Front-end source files
◇ ◇ ◇

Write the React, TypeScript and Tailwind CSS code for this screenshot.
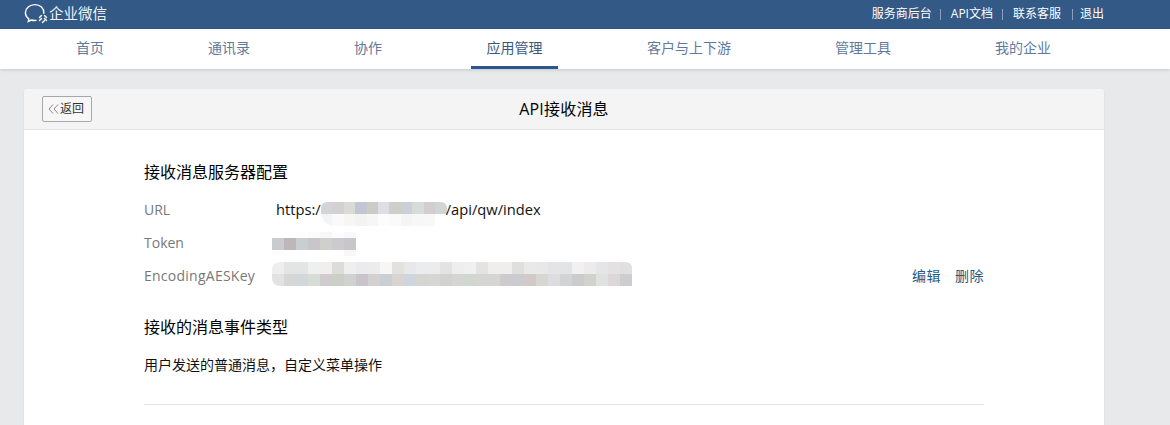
const font = "font-['Open_Sans','Noto_Sans_CJK_SC',sans-serif]";

const navItems = ["首页", "通讯录", "协作", "应用管理", "客户与上下游", "管理工具", "我的企业"];
const topLinks = [
  {label: "服务商后台", sep: ""},
  {label: "API文档", sep: "ml-2 mr-2.5"},
  {label: "联系客服", sep: "ml-[9px] mr-2.5"},
  {label: "退出", sep: "ml-[11px] mr-[7px]"},
];

const urlCells = [
  {h: 12, cells: ["#d4d4d6", "#d3d1d1", "#dbdad7", "#c2c5d2", "#cccbc6", "#dddfe4", "#cfcec9", "#c9d0d8", "#d9dbd9", "#d3cdd2", "#d0d6d4"]},
  {h: 12, cells: ["#f3f4f4", "#fafafa", "#f6f6f4", "#f3f4f2", "#f6f6f6", "#fcfcfc", "#fafafa", "#f5f5f5", "#f7f7f7", "#f8f8f8", "#ffffff"]},
];

const tokenCells = [
  {h: 6, cells: ["#ffffff", "#ffffff", "#fdfdfd", "#fcfcfc", "#f7f7f7", "#fdfdfd", "#f9f9f9"]},
  {h: 12, cells: ["#c9cbce", "#bdb7b7", "#c8ced1", "#c8c5cb", "#cfd0c9", "#cbcacf", "#c8c6c9"]},
  {h: 6, cells: ["#fdfdfd", "#fdfdfd", "#ffffff", "#ffffff", "#ffffff", "#ffffff", "#f8f8f8"]},
];

const keyCells = [
  {
    h: 12,
    cells: [
      "#eeeeee", "#e4e4e4", "#e2e5e4", "#eef0ef", "#f0eeee", "#dcdcd8", "#eef0f0", "#ebebed", "#ececec", "#f6f6f6",
      "#e3e0de", "#e7e8ec", "#ebeced", "#ececec", "#e3e3e1", "#eeeeee", "#eef1f0", "#e4e3e1", "#eeeeee", "#efeeec",
      "#dfe0dd", "#e9e9ea", "#e8e8e6", "#e4e4e6", "#e3e4e6", "#f1f1f3", "#edecea", "#e4e5e6", "#e4e1e3", "#e0e0e1",
    ],
  },
  {
    h: 12,
    cells: [
      "#e2e2e2", "#d6d6d6", "#d2d8d9", "#d6dcd6", "#d0cccd", "#cbcfc8", "#d1d1d1", "#c9c4c9", "#d3d0d2", "#c9cfd3",
      "#d8d5d0", "#cfd5dd", "#d5d6d3", "#d6d6d3", "#d2d3d0", "#d5d6d4", "#d1d6d1", "#d5d5d3", "#d5d5d4", "#cdcbce",
      "#cccbcf", "#d0cbca", "#d6d6d2", "#dddce0", "#d2d3d3", "#cccccf", "#d1d2ce", "#dfe2e1", "#dcd8da", "#cdcdcf",
    ],
  },
];

function Mosaic({rows, className}: {rows: {h: number; cells: string[]}[]; className: string}) {
  return (
    <div className={`flex flex-col shrink-0 overflow-hidden ${className}`}>
      {rows.map((row, i) => (
        <div key={i} className="flex">
          {row.cells.map((color, j) => (
            <div key={j} className="w-3" style={{backgroundColor: color, height: row.h}} />
          ))}
        </div>
      ))}
    </div>
  );
}

function Logo() {
  return (
    <svg width="26" height="22" viewBox="0 0 26 22" fill="none" stroke="#fff" strokeWidth="1.4">
      <path d="M19.8 10.2C20.2 5.4 16.2 1.6 11 1.6 5.6 1.6 1.4 5.2 1.4 9.8c0 2.600 1.300 4.600 3.400 6.100l-.5 2.600 3-1.500c1 .3 2.100.5 3.300.5.500 0 1 0 1.500-.1" strokeLinecap="round" />
      <path d="M15.500 17.500l2-2M20.500 15.500l2 2M22.500 14.500l-2-2M17.500 12.500l-2 2M18.500 19.500l2-2" strokeLinecap="round" />
    </svg>
  );
}

export default function App() {
  return (
    <div className={`${font} w-[1170px] h-[425px] overflow-hidden bg-[#e8e9eb] text-sm`}>
      <header className="h-[29px] bg-[#335986] flex items-center justify-between pl-6 pr-[66px] pb-px">
        <div className="flex items-center -space-x-px text-[#f0f3f6]">
          <Logo />
          <span className="text-[14.5px]">企业微信</span>
        </div>
        <div className="flex items-center text-xs text-white">
          {topLinks.map((link, i) => (
            <span key={link.label} className="flex items-center">
              {i > 0 && <span className={`w-px h-[11px] bg-[#8ba0ba] ${link.sep}`} />}
              {link.label}
            </span>
          ))}
        </div>
      </header>

      <nav className="h-10 bg-white flex gap-[74px] pl-[61px] shadow-[0_1px_3px_rgba(0,0,0,0.15)]">
        {navItems.map((item, i) => (
          <a
            key={item}
            className={`h-10 flex items-center text-sm border-b-[3px] ${
              i === 3 ? "px-[15.5px] border-[#2c5691] text-[#37587f]" : "px-[15px] border-transparent text-[#5f7a9c]"
            }`}
          >
            {item}
          </a>
        ))}
      </nav>

      <main className="w-[1080px] ml-6 mt-5 bg-white rounded-t-[4px] shadow-[0_1px_2px_rgba(0,0,0,0.08)]">
        <div className="relative h-[41px] bg-[#f4f4f4] border-b border-[#e4e4e6] rounded-t-[4px] flex items-center justify-center text-black">
          <button className="absolute left-[18px] top-[7px] w-[50px] h-[26px] border border-[#a8a8a8] rounded-[2px] bg-[#f7f7f7] flex items-center pl-[5px] gap-px text-xs text-[#333]">
            <svg width="11" height="10" viewBox="0 0 11 10" fill="none" stroke="#888" strokeWidth="1">
              <path d="M5 .5L1 5l4 4.500M10 .5L6 5l4 4.500" />
            </svg>
            返回
          </button>
          <span className="text-base tracking-[0.2px]">API接收消息</span>
        </div>

        <div className="px-[120px] pt-8 h-[300px]">
          <h2 className="text-base leading-5 text-black">接收消息服务器配置</h2>

          <div className="mt-[11px] flex flex-col">
            <div className="flex items-center h-[33px]">
              <span className="w-[132px] text-[#787878]">URL</span>
              <span className="text-[14.7px] text-[#111]">https:/</span>
              <Mosaic rows={urlCells} className="w-[126px] mt-2 rounded-b-[14px] rounded-t-[6px]" />
              <span className="-ml-px text-[14.7px] text-[#111]">/api/qw/index</span>
            </div>
            <div className="flex items-center h-[33px]">
              <span className="w-[128px] text-[#787878]">Token</span>
              <Mosaic rows={tokenCells} className="w-[84px] mt-0.5" />
            </div>
            <div className="flex items-center h-[33px]">
              <span className="w-[128px] text-[#787878] tracking-[0.25px]">EncodingAESKey</span>
              <Mosaic rows={keyCells} className="w-[360px] mb-1 rounded-l-[8px] rounded-tr-[6px]" />
              <span className="ml-auto flex gap-3.5 text-sm tracking-[0.5px] text-[#1d5a85]">
                <a>编辑</a>
                <a>删除</a>
              </span>
            </div>
          </div>

          <h2 className="mt-[25px] text-base leading-5 text-black">接收的消息事件类型</h2>
          <p className="mt-[18px] text-sm leading-5 text-[#111]">用户发送的普通消息，自定义菜单操作</p>
          <div className="mt-[29px] border-t border-[#e4e4e6]" />
        </div>
      </main>
    </div>
  );
}
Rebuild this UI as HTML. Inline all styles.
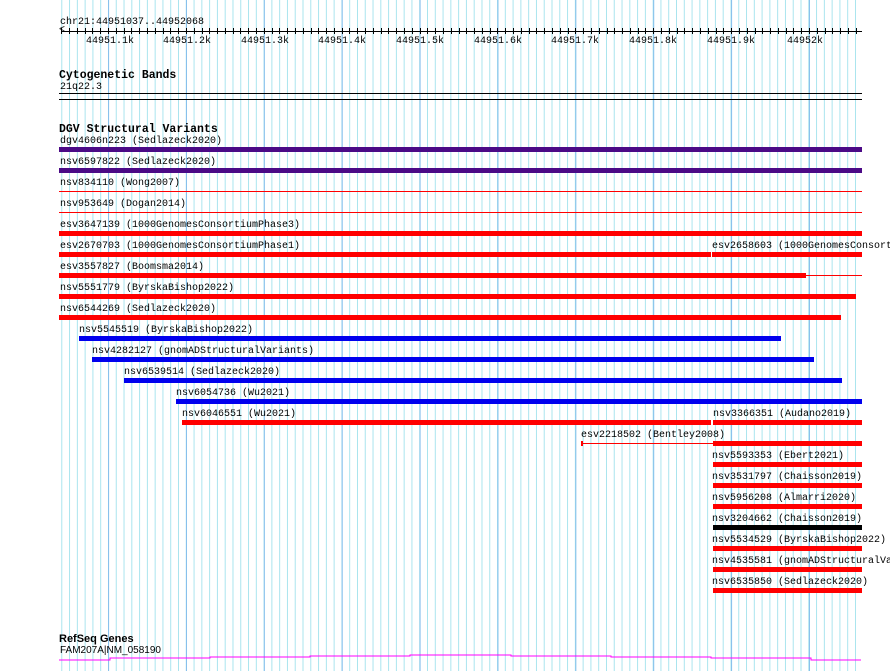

◇ ◇ ◇

▸ **GIVEN INSTRUCTION**: Copy every entry exactly as written. Pictures are excluded.

▸ **RESULT**:
Write the React, TypeScript and Tailwind CSS code for this screenshot.
const font = "font-['Open_Sans','Noto_Sans_CJK_SC',sans-serif]";

const navItems = ["首页", "通讯录", "协作", "应用管理", "客户与上下游", "管理工具", "我的企业"];
const topLinks = [
  {label: "服务商后台", sep: ""},
  {label: "API文档", sep: "ml-2 mr-2.5"},
  {label: "联系客服", sep: "ml-[9px] mr-2.5"},
  {label: "退出", sep: "ml-[11px] mr-[7px]"},
];

const urlCells = [
  {h: 12, cells: ["#d4d4d6", "#d3d1d1", "#dbdad7", "#c2c5d2", "#cccbc6", "#dddfe4", "#cfcec9", "#c9d0d8", "#d9dbd9", "#d3cdd2", "#d0d6d4"]},
  {h: 12, cells: ["#f3f4f4", "#fafafa", "#f6f6f4", "#f3f4f2", "#f6f6f6", "#fcfcfc", "#fafafa", "#f5f5f5", "#f7f7f7", "#f8f8f8", "#ffffff"]},
];

const tokenCells = [
  {h: 6, cells: ["#ffffff", "#ffffff", "#fdfdfd", "#fcfcfc", "#f7f7f7", "#fdfdfd", "#f9f9f9"]},
  {h: 12, cells: ["#c9cbce", "#bdb7b7", "#c8ced1", "#c8c5cb", "#cfd0c9", "#cbcacf", "#c8c6c9"]},
  {h: 6, cells: ["#fdfdfd", "#fdfdfd", "#ffffff", "#ffffff", "#ffffff", "#ffffff", "#f8f8f8"]},
];

const keyCells = [
  {
    h: 12,
    cells: [
      "#eeeeee", "#e4e4e4", "#e2e5e4", "#eef0ef", "#f0eeee", "#dcdcd8", "#eef0f0", "#ebebed", "#ececec", "#f6f6f6",
      "#e3e0de", "#e7e8ec", "#ebeced", "#ececec", "#e3e3e1", "#eeeeee", "#eef1f0", "#e4e3e1", "#eeeeee", "#efeeec",
      "#dfe0dd", "#e9e9ea", "#e8e8e6", "#e4e4e6", "#e3e4e6", "#f1f1f3", "#edecea", "#e4e5e6", "#e4e1e3", "#e0e0e1",
    ],
  },
  {
    h: 12,
    cells: [
      "#e2e2e2", "#d6d6d6", "#d2d8d9", "#d6dcd6", "#d0cccd", "#cbcfc8", "#d1d1d1", "#c9c4c9", "#d3d0d2", "#c9cfd3",
      "#d8d5d0", "#cfd5dd", "#d5d6d3", "#d6d6d3", "#d2d3d0", "#d5d6d4", "#d1d6d1", "#d5d5d3", "#d5d5d4", "#cdcbce",
      "#cccbcf", "#d0cbca", "#d6d6d2", "#dddce0", "#d2d3d3", "#cccccf", "#d1d2ce", "#dfe2e1", "#dcd8da", "#cdcdcf",
    ],
  },
];

function Mosaic({rows, className}: {rows: {h: number; cells: string[]}[]; className: string}) {
  return (
    <div className={`flex flex-col shrink-0 overflow-hidden ${className}`}>
      {rows.map((row, i) => (
        <div key={i} className="flex">
          {row.cells.map((color, j) => (
            <div key={j} className="w-3" style={{backgroundColor: color, height: row.h}} />
          ))}
        </div>
      ))}
    </div>
  );
}

function Logo() {
  return (
    <svg width="26" height="22" viewBox="0 0 26 22" fill="none" stroke="#fff" strokeWidth="1.4">
      <path d="M19.8 10.2C20.2 5.4 16.2 1.6 11 1.6 5.6 1.6 1.4 5.2 1.4 9.8c0 2.600 1.300 4.600 3.400 6.100l-.5 2.600 3-1.500c1 .3 2.100.5 3.300.5.500 0 1 0 1.500-.1" strokeLinecap="round" />
      <path d="M15.500 17.500l2-2M20.500 15.500l2 2M22.500 14.500l-2-2M17.500 12.500l-2 2M18.500 19.500l2-2" strokeLinecap="round" />
    </svg>
  );
}

export default function App() {
  return (
    <div className={`${font} w-[1170px] h-[425px] overflow-hidden bg-[#e8e9eb] text-sm`}>
      <header className="h-[29px] bg-[#335986] flex items-center justify-between pl-6 pr-[66px] pb-px">
        <div className="flex items-center -space-x-px text-[#f0f3f6]">
          <Logo />
          <span className="text-[14.5px]">企业微信</span>
        </div>
        <div className="flex items-center text-xs text-white">
          {topLinks.map((link, i) => (
            <span key={link.label} className="flex items-center">
              {i > 0 && <span className={`w-px h-[11px] bg-[#8ba0ba] ${link.sep}`} />}
              {link.label}
            </span>
          ))}
        </div>
      </header>

      <nav className="h-10 bg-white flex gap-[74px] pl-[61px] shadow-[0_1px_3px_rgba(0,0,0,0.15)]">
        {navItems.map((item, i) => (
          <a
            key={item}
            className={`h-10 flex items-center text-sm border-b-[3px] ${
              i === 3 ? "px-[15.5px] border-[#2c5691] text-[#37587f]" : "px-[15px] border-transparent text-[#5f7a9c]"
            }`}
          >
            {item}
          </a>
        ))}
      </nav>

      <main className="w-[1080px] ml-6 mt-5 bg-white rounded-t-[4px] shadow-[0_1px_2px_rgba(0,0,0,0.08)]">
        <div className="relative h-[41px] bg-[#f4f4f4] border-b border-[#e4e4e6] rounded-t-[4px] flex items-center justify-center text-black">
          <button className="absolute left-[18px] top-[7px] w-[50px] h-[26px] border border-[#a8a8a8] rounded-[2px] bg-[#f7f7f7] flex items-center pl-[5px] gap-px text-xs text-[#333]">
            <svg width="11" height="10" viewBox="0 0 11 10" fill="none" stroke="#888" strokeWidth="1">
              <path d="M5 .5L1 5l4 4.500M10 .5L6 5l4 4.500" />
            </svg>
            返回
          </button>
          <span className="text-base tracking-[0.2px]">API接收消息</span>
        </div>

        <div className="px-[120px] pt-8 h-[300px]">
          <h2 className="text-base leading-5 text-black">接收消息服务器配置</h2>

          <div className="mt-[11px] flex flex-col">
            <div className="flex items-center h-[33px]">
              <span className="w-[132px] text-[#787878]">URL</span>
              <span className="text-[14.7px] text-[#111]">https:/</span>
              <Mosaic rows={urlCells} className="w-[126px] mt-2 rounded-b-[14px] rounded-t-[6px]" />
              <span className="-ml-px text-[14.7px] text-[#111]">/api/qw/index</span>
            </div>
            <div className="flex items-center h-[33px]">
              <span className="w-[128px] text-[#787878]">Token</span>
              <Mosaic rows={tokenCells} className="w-[84px] mt-0.5" />
            </div>
            <div className="flex items-center h-[33px]">
              <span className="w-[128px] text-[#787878] tracking-[0.25px]">EncodingAESKey</span>
              <Mosaic rows={keyCells} className="w-[360px] mb-1 rounded-l-[8px] rounded-tr-[6px]" />
              <span className="ml-auto flex gap-3.5 text-sm tracking-[0.5px] text-[#1d5a85]">
                <a>编辑</a>
                <a>删除</a>
              </span>
            </div>
          </div>

          <h2 className="mt-[25px] text-base leading-5 text-black">接收的消息事件类型</h2>
          <p className="mt-[18px] text-sm leading-5 text-[#111]">用户发送的普通消息，自定义菜单操作</p>
          <div className="mt-[29px] border-t border-[#e4e4e6]" />
        </div>
      </main>
    </div>
  );
}
Rebuild this UI as HTML. Inline all styles.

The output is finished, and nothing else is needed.